Most of the $2-trillion in annual climate investments in developing countries needed by 2030 will have to come from the private sector, the IMF said, warning that governments risk high debts if they try to reach net-zero goals with public funds.
Climate finance will be one of the dominant topics at the International Monetary Fund and World Bank annual meetings next week in Marrakech, Morocco, and two chapters of the IMF’s forthcoming Fiscal Monitor and Global Financial Stability Report (GFSR) both point up the need to pave the way for private investors to shoulder the burden. Government finances in emerging market and developing countries are already strained by years of COVID-19, spillovers from Russia’s war in Ukraine, drought and natural disasters.
By the numbers
Of the $5-trillion in annual investments needed globally by 2030 to meet net-zero emissions goals, $2-trillion will need to be made in emerging markets and developing economies.

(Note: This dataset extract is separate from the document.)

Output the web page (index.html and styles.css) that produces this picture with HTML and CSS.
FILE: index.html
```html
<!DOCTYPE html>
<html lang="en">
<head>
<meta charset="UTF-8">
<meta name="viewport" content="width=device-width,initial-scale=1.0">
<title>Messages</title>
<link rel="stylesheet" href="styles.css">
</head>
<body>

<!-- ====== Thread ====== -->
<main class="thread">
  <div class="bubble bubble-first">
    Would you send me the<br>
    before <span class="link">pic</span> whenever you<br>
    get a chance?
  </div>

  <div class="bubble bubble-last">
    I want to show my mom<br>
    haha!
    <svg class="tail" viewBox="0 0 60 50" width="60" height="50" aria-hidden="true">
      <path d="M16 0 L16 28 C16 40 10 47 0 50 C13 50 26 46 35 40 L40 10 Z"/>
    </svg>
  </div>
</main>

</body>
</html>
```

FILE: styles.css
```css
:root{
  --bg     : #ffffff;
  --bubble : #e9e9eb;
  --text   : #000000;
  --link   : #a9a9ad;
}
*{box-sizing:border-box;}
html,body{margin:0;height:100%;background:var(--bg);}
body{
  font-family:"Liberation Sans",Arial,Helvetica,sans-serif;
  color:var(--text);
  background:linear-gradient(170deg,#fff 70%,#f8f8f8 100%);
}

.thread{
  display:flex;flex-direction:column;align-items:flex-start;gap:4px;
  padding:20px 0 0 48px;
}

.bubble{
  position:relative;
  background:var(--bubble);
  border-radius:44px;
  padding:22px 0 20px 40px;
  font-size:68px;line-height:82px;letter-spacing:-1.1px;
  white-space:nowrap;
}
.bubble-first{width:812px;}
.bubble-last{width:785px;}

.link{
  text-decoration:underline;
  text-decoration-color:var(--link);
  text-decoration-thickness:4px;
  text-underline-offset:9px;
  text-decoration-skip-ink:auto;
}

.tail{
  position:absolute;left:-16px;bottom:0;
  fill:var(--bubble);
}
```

The IMF’s GFSR estimates that the private sector will need to provide about 80 per cent of these investments. This share rises to 90 per cent when China is excluded, due to Beijing’s ample state resources.

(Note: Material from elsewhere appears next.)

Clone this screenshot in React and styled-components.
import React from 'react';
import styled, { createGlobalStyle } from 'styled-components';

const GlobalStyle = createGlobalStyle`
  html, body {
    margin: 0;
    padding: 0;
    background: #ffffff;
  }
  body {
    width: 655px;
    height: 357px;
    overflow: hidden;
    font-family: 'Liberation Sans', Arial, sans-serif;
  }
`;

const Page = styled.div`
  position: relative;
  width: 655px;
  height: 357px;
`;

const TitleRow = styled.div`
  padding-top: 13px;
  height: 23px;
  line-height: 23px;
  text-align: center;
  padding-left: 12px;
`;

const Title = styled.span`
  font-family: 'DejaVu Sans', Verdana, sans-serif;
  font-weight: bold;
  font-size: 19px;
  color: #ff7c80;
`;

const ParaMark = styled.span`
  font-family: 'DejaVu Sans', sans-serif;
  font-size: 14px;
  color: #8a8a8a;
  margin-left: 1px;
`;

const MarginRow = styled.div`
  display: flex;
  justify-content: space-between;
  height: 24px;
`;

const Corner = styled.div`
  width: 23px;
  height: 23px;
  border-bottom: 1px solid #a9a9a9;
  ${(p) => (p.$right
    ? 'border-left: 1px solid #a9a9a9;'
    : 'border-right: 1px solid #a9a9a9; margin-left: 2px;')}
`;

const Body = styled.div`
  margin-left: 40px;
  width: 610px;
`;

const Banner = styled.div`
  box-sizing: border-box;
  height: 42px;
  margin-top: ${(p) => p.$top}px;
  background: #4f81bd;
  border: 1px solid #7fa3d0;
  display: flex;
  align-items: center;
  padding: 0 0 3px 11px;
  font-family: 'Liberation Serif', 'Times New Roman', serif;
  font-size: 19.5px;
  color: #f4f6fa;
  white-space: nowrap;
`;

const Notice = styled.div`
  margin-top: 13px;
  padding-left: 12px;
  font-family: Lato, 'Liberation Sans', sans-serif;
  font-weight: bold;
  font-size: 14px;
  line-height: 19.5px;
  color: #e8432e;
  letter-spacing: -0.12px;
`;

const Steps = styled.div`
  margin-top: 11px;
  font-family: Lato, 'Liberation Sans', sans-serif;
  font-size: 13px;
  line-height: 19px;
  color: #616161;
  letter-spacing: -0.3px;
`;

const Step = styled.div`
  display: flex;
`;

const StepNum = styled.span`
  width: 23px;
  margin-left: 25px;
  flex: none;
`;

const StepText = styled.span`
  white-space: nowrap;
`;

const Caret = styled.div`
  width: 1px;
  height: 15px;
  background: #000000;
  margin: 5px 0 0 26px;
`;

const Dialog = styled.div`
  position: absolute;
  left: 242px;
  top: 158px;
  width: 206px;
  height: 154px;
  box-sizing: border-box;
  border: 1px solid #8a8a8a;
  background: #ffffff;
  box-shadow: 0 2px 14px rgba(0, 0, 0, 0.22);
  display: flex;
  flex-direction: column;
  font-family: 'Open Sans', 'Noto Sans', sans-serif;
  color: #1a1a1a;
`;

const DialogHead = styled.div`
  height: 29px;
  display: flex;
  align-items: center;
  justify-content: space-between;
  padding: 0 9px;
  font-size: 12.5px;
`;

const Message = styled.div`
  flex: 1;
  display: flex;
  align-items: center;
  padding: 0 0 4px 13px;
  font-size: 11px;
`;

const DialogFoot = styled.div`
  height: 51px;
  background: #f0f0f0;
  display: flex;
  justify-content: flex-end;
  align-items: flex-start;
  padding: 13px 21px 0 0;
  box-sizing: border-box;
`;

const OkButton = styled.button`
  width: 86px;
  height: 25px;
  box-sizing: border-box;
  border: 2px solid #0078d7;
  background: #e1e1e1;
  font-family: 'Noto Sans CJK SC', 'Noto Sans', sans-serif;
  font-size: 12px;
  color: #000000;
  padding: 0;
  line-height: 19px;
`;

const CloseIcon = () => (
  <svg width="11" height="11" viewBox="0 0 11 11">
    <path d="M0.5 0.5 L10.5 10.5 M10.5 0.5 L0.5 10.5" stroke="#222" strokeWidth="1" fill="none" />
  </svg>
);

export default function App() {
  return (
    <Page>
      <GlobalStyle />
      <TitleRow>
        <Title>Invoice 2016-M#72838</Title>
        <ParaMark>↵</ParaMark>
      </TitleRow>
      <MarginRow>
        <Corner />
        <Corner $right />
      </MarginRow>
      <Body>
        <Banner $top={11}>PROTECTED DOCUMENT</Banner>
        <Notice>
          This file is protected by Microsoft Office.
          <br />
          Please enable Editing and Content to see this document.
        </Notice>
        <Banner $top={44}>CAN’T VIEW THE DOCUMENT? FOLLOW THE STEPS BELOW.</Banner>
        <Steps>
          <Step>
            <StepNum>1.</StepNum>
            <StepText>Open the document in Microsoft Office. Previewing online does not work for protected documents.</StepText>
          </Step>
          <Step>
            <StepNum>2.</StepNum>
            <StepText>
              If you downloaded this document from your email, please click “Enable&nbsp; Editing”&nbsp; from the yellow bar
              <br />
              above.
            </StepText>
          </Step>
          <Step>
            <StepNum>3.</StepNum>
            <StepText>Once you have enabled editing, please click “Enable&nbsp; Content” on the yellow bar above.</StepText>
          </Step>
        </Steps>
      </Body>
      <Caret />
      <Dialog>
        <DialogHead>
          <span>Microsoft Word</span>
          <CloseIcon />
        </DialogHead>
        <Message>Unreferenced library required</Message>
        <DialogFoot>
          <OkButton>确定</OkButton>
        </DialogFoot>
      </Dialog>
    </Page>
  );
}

The Fund’s Fiscal Monitor estimates that relying on public spending to fund de-carbonization investments on this scale would cause a massive, unsustainable run-up in debts, possibly to 45 per cent to 50 per cent of gross domestic product for a large, high-emitting emerging market.
“We project that growth in public investment, however will be limited, and that the private sector will therefore need to make a major contribution toward the large climate investment needs for emerging market and developing economies,” authors of the GFSR said in a blog post.

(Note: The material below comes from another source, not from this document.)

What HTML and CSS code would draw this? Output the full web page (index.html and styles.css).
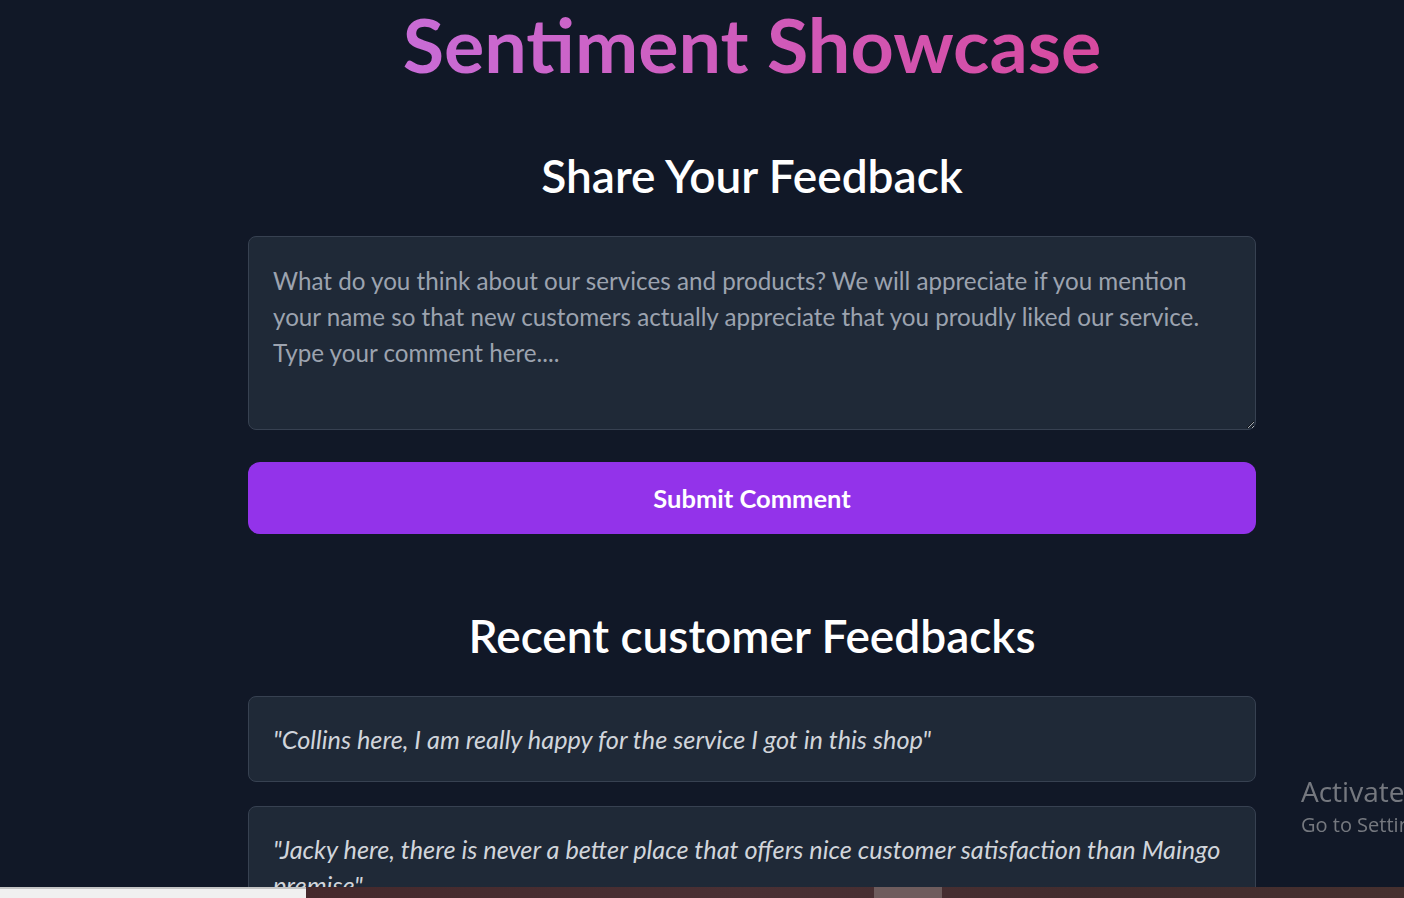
FILE: index.html
```html
<!DOCTYPE html>
<html lang="en">
<head>
<meta charset="utf-8">
<title>Sentiment Showcase</title>
<link rel="stylesheet" href="styles.css">
</head>
<body>
<div class="page">
  <main class="container">
    <h1 class="title"><span class="title-text">Sentiment Showcase</span></h1>

    <section class="feedback">
      <h2 class="heading">Share Your Feedback</h2>
      <textarea class="comment" rows="4" placeholder="What do you think about our services and products? We will appreciate if you mention&#10;your name so that new customers actually appreciate that you proudly liked our service.&#10;Type your comment here...."></textarea>
      <button class="submit" type="button">Submit Comment</button>
    </section>

    <section class="recent">
      <h2 class="heading">Recent customer Feedbacks</h2>
      <div class="cards">
        <div class="card"><p>"Collins here, I am really happy for the service I got in this shop"</p></div>
        <div class="card"><p>"Jacky here, there is never a better place that offers nice customer satisfaction than Maingo premise"</p></div>
      </div>
    </section>
  </main>
</div>

<div class="watermark">
  <div class="wm-title">Activate Windows</div>
  <div class="wm-sub">Go to Settings to activate Windows.</div>
</div>

<div class="taskbar">
  <div class="tb-search"></div>
  <div class="tb-rest"><div class="tb-app"></div></div>
</div>
</body>
</html>
```

FILE: styles.css
```css
html, body {
  margin: 0;
  padding: 0;
  height: 100%;
  overflow: hidden;
}

body {
  background: #111827;
  font-family: Lato, "Open Sans", sans-serif;
  color: #ffffff;
}

.page {
  width: 1504px;
}

.container {
  width: 1008px;
  margin: 0 auto;
  display: flex;
  flex-direction: column;
}

.title {
  margin: 0;
  padding-top: 4px;
  text-align: center;
  font-size: 75.5px;
  line-height: 80px;
  font-weight: 700;
}

.title-text {
  display: inline-block;
  background-image: linear-gradient(90deg, #c86cd6, #d74a9f);
  -webkit-background-clip: text;
  background-clip: text;
  color: transparent;
}

.heading {
  margin: 0;
  text-align: center;
  font-size: 46px;
  line-height: 56px;
  font-weight: 600;
  color: #ffffff;
}

.feedback {
  display: flex;
  flex-direction: column;
  padding-top: 64px;
}

.feedback .heading {
  margin-bottom: 32px;
}

.comment {
  box-sizing: border-box;
  width: 100%;
  height: 194px;
  padding: 26px 24px;
  background: #1f2937;
  border: 1px solid #374151;
  border-radius: 8px;
  color: #e5e7eb;
  font-family: inherit;
  font-size: 24.2px;
  line-height: 36px;
  resize: vertical;
  outline: none;
}

.comment::placeholder {
  color: #9ca3af;
  opacity: 1;
}

.submit {
  margin-top: 32px;
  height: 72px;
  border: none;
  border-radius: 12px;
  background: #9333ea;
  color: #ffffff;
  font-family: inherit;
  font-size: 25.5px;
  font-weight: 700;
  cursor: pointer;
}

.recent {
  padding-top: 74px;
  display: flex;
  flex-direction: column;
}

.recent .heading {
  margin-bottom: 32px;
}

.cards {
  display: flex;
  flex-direction: column;
  gap: 24px;
}

.card {
  background: #1f2937;
  border: 1px solid #374151;
  border-radius: 8px;
  padding: 24px;
}

.card p {
  margin: 0;
  font-size: 25.3px;
  line-height: 36px;
  font-style: italic;
  color: #d1d5db;
}

.watermark {
  position: fixed;
  left: 1301px;
  top: 772px;
  white-space: nowrap;
  color: rgba(200, 200, 200, 0.55);
  font-family: "Open Sans", sans-serif;
}

.wm-title {
  font-size: 28px;
  line-height: 38px;
}

.wm-sub {
  font-size: 20px;
  line-height: 30px;
}

.taskbar {
  position: fixed;
  left: 0;
  right: 0;
  bottom: 0;
  height: 11px;
  display: flex;
}

.tb-search {
  width: 306px;
  background: #f0f0f0;
  border-top: 2px solid #c4c4c4;
  box-sizing: border-box;
}

.tb-rest {
  flex: 1;
  background: linear-gradient(90deg, #45292c, #4a3034 40%, #432c2e 70%, #46302f);
  padding-left: 568px;
}

.tb-app {
  width: 68px;
  height: 100%;
  background: #6e5c5d;
}
```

“While no single measure can fully deliver the climate goals, carbon pricing should be an integral part of any policy package,” Fiscal Monitor authors said.
The IMF recommends that to mitigate the debt run-up caused by public climate investments, countries develop carbon pricing schemes to raise revenue and encourage more private investments. In countries where carbon pricing is a political non-starter, such as the United States, alternative measures such as emissions taxes should be enacted.
While investment funds dedicated to environment, social and governance (ESG) investing are growing, funds dedicated to climate impact, including retiring high-emitting sources, are small. Regulators need to tighten rules for ESG labels to better align with climate objectives, the Fund said.
The IMF also recommended that countries take steps to improve their overall investment climates by strengthening macroeconomic fundamentals and deepening domestic capital markets to improve credit ratings.